Likewise, Ivar, despite having been the son of a king, doted on by his mother, eventually mentored by both his famous father and Floki (to the exclusion of most of his brothers—who still treat him as an equal in spite of their being skipped over for such favor), is not just a bad ruler, but a destructive and evil one. He’s a despot who cruelly suppresses rebellion and knowingly sacrifices innocents up in the name of self-aggrandizing spectacle. After having praised his father for being a model Viking in that season four scene with his brothers, he both does away with the democratic Viking governance and sets himself up as a Norse god on Earth, claiming the same status for his unborn child (an incredibly unViking-like thing to do since their gods make Greek and Roman ones look like indulgent grandmothers in comparison). And the only real explanation for any of this is because he’s a “cripple” and Lagertha killed his mother. He lives in a culture where such things would be commonplace. It’s no different from the bastard excuse. He’s a terrible king who does literally nothing to inspire loyalty and only keeps control through fear.
Which means that, for the entire second half of season five, we can see the writing on Kattegat’s wall. The only real question becomes, about three episodes in, is Hvitserk ever going to stop Hamlet-ing his way around Kattegat and publicly challenge Ivar? Or will it become necessary for one of the exiled members of the family to stand up in the town square and ask the people of their shared town, “Why are you listening to this madman in the weird makeup?” Everything up to that point in Kattegat just becomes like watching the timer count down on an episode of 24. We know Jack will save the day.
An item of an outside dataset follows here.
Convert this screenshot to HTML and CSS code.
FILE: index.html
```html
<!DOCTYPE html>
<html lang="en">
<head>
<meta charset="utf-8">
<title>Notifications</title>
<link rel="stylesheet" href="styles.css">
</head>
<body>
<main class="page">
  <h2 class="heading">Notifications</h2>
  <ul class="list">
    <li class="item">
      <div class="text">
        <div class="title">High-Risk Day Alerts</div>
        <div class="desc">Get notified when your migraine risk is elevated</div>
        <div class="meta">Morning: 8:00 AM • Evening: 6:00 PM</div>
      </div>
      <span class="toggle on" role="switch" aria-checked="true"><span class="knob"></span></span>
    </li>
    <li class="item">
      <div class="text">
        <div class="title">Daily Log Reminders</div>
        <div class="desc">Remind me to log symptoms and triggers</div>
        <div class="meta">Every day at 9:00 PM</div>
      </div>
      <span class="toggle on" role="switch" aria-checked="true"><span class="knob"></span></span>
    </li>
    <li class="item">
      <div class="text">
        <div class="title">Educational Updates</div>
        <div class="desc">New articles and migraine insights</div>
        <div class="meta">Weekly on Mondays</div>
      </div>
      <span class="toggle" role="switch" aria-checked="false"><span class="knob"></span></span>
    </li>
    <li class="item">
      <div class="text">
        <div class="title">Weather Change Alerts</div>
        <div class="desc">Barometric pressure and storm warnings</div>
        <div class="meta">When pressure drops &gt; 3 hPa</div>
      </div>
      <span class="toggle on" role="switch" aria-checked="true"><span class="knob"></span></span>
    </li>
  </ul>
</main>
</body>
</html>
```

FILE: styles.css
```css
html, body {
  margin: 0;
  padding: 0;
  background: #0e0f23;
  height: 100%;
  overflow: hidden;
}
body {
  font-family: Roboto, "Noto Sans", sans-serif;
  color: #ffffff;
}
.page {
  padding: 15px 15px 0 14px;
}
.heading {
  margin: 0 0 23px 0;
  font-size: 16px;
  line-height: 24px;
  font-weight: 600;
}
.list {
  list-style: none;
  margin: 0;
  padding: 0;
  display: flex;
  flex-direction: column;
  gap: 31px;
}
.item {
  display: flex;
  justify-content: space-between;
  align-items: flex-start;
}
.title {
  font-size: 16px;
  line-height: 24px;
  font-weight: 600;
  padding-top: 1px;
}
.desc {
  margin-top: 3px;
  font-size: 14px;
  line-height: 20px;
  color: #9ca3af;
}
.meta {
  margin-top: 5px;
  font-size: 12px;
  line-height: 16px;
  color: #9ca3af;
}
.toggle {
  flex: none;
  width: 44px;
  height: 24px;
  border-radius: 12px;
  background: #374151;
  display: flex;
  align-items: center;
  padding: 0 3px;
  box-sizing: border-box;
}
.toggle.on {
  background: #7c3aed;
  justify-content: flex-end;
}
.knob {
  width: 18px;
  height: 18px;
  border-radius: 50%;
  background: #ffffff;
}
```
Now we’re just stuck waiting.
What makes this so very frustrating is that this connective tissue, these glimpses into our characters and what drives them, isn’t just missing when it comes to Ivar but to all the characters we’ve invested so much in. Since he first appeared as an adult, I’ve pegged Ubbe in my reviews as Ragnar’s natural successor. I’ll admit that the news that Bjorn is likely Rollo’s son was a bit of a surprise, but it made perfect sense in hindsight simply because, much as I like the character, Bjorn’s never really been like the man who raised him (putting aside nature vs. nurture for the moment). He’s never had Ragnar’s vision or sense of purpose or concern for “his people”. Even Ragnar sensed this and warned him about this back in season two. The best thing Bjorn could do at the beginning of season six is hand the Sword of Kings to Ubbe and then stand as his general. They’d both be using their skills to best effect.
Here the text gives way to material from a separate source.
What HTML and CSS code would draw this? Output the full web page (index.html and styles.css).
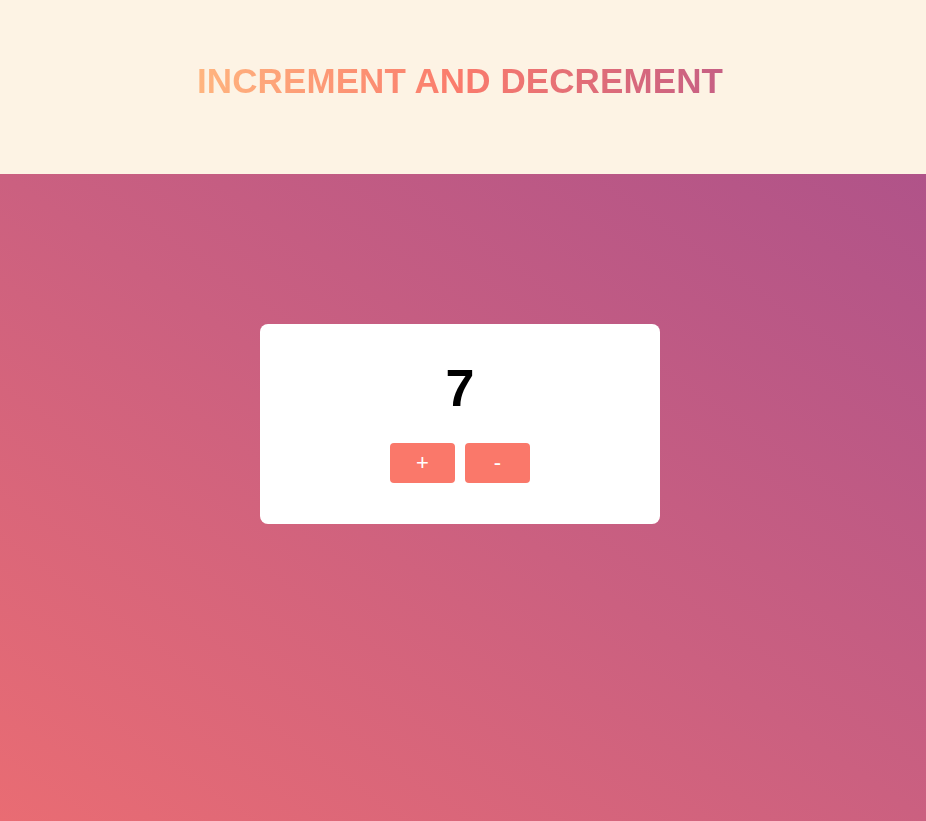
FILE: index.html
```html
<!DOCTYPE html>
<html lang="en">
<head>
<meta charset="utf-8">
<title>Increment and Decrement</title>
<link rel="stylesheet" href="styles.css">
</head>
<body>
<header class="header">
  <h1 class="title">INCREMENT AND DECREMENT</h1>
</header>
<main class="main">
  <div class="card">
    <div class="count">7</div>
    <div class="buttons">
      <button class="btn">+</button>
      <button class="btn">-</button>
    </div>
  </div>
</main>
</body>
</html>
```
FILE: styles.css
```css
html, body {
  margin: 0;
  padding: 0;
  height: 100%;
}
body {
  font-family: "Liberation Sans", Arial, sans-serif;
  display: flex;
  flex-direction: column;
}
.header {
  height: 174px;
  box-sizing: border-box;
  background: #fdf3e4;
  padding: 61px 6px 0 0;
  display: flex;
  justify-content: center;
  align-items: flex-start;
}
.title {
  margin: 0;
  font-size: 35px;
  font-weight: bold;
  line-height: 40px;
  letter-spacing: 0.1px;
  background: linear-gradient(to right, #ffb57f, #fa7b6c 50%, #c65f84);
  -webkit-background-clip: text;
  background-clip: text;
  color: transparent;
}
.main {
  flex: 1;
  background: linear-gradient(to top right, #e96c73, #cb6080 50%, #b05389);
  display: flex;
  justify-content: center;
  align-items: flex-start;
  padding: 150px 6px 0 0;
}
.card {
  width: 400px;
  height: 200px;
  box-sizing: border-box;
  background: #fff;
  border-radius: 8px;
  padding-top: 34px;
  display: flex;
  flex-direction: column;
  align-items: center;
}
.count {
  font-size: 52px;
  font-weight: bold;
  line-height: 60px;
  color: #000;
}
.buttons {
  margin-top: 25px;
  display: flex;
  gap: 10px;
}
.btn {
  width: 65px;
  height: 40px;
  border: none;
  border-radius: 4px;
  background: #fa786a;
  color: #fff;
  font-family: "Liberation Sans", Arial, sans-serif;
  font-size: 22px;
  padding: 0;
  cursor: pointer;
}
```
But the fact that a great deal of Ubbe’s maturation into the kind of man who could walk into the Danish camp and do what he did – deliver Ragnar and Lagertha’s lifelong dream as well as the safety of the Wessex kingdom with a minimum of bloodshed – has happened during season five means that we’ve haven’t been able to see it actually happen, much as we have the view into the relationship between Ubbe and Torvi, one that looks, from outward appearances (since that’s all we have) to be the successful version of the Ragnar/Lagertha one. Wouldn’t it be nice to know if the son also succeeded where his father did not in that realm of life? Especially considering all that we know Torvi has been through?
There are so many things left unexplained that it just begins to feel careless. Surely there has to be a better reason why Hvitserk left Ubbe for Ivar? Why on Earth would Lagertha lose her mind over the deaths of Astrid and Heahmund when she survived losing Ragnar and two children? Hell, why was she with Heahmund in the first place? Why is Harald so desperate to find love and Bjorn so content without it? None of these are incidental questions. They all drive the plot in important ways. And yet, now, suddenly, after four seasons of drawing fascinating character portraits and showing how those personalities change history, there is a resounding silence. Our actors are still delivering to the best of their abilities – and this is still a strong cast. But there is only so much to be done when you have a storyline stripped of the kind of character development and natural narrative flow that comes from strongly drawn characters, a bad guy who borders on caricature, and an ending that began telegraphing itself seven episodes early this season. And fans have not been happy.
In other words, to fully answer the earlier question, could Vikings survive the death of Ragnar? No, it appears not, because this just isn’t the same show. But that appears to have little to do with Ragnar’s death.
And yet, we hang on.
Why? I think it’s precisely because we have so much invested in these characters. Four seasons of backstory, decent plotting, and good character development is hard to walk away from. Yes, it feels like those characters are no longer operating according to their own internal workings and only to serve a plot that grows thinner episode by episode, but for better or worse, this is still their story, and we want to find out how it ends. So I think most of us will stick around for season six.
But here’s the thing. I, and I’m guessing, most of those who gave Vikings a chance didn’t do it because we saw an article in a media outlet. We didn’t see an ad on TV. We heard about it from a friend. And when we saw it, we told our friends about this amazing show that was so much more than anyone had any right to expect it to be. It was interesting, and beautiful, and rich. It wasn’t like anything we’d really seen short of period stuff on maybe HBO or Showtime, and it gave series even on those channels a run for their money. We shared it with others because something this good had to be seen and because we knew that more eyes on it meant we’d get more of it.
But that was not what we were given this season. And no one is evangelizing about Vikings right now. That’s okay. Even the best shows can have off-seasons. And fans are prepared, I think, to call it that.
But to do that, we need season six to really deliver, and the only way it will for its writer and producers to remember what it was that drew us all in in the first place. Budgets have grown. Bigger names have been drawn in. We’ve been shown more of Vikings‘ world. But that’s not what made people fall in love with this show, and if the ratings are anything to go on, it doesn’t look like it’s what’s going to make season six or a spin-off a success. We’re here because we’re invested in this complicated, messy, dangerous, fascinating family and how their relationships shape the world around them. Give us that – show us who they are and why they do what they do. Let us look behind the curtain and hear the whispered conversations and watch the shared moments. Let us see them live all of their lives, not just the parts that require sword and shield, and in full colour, not just in Ivar-black and Lagertha-white – and we’ll follow these Vikings to the ends of the earth.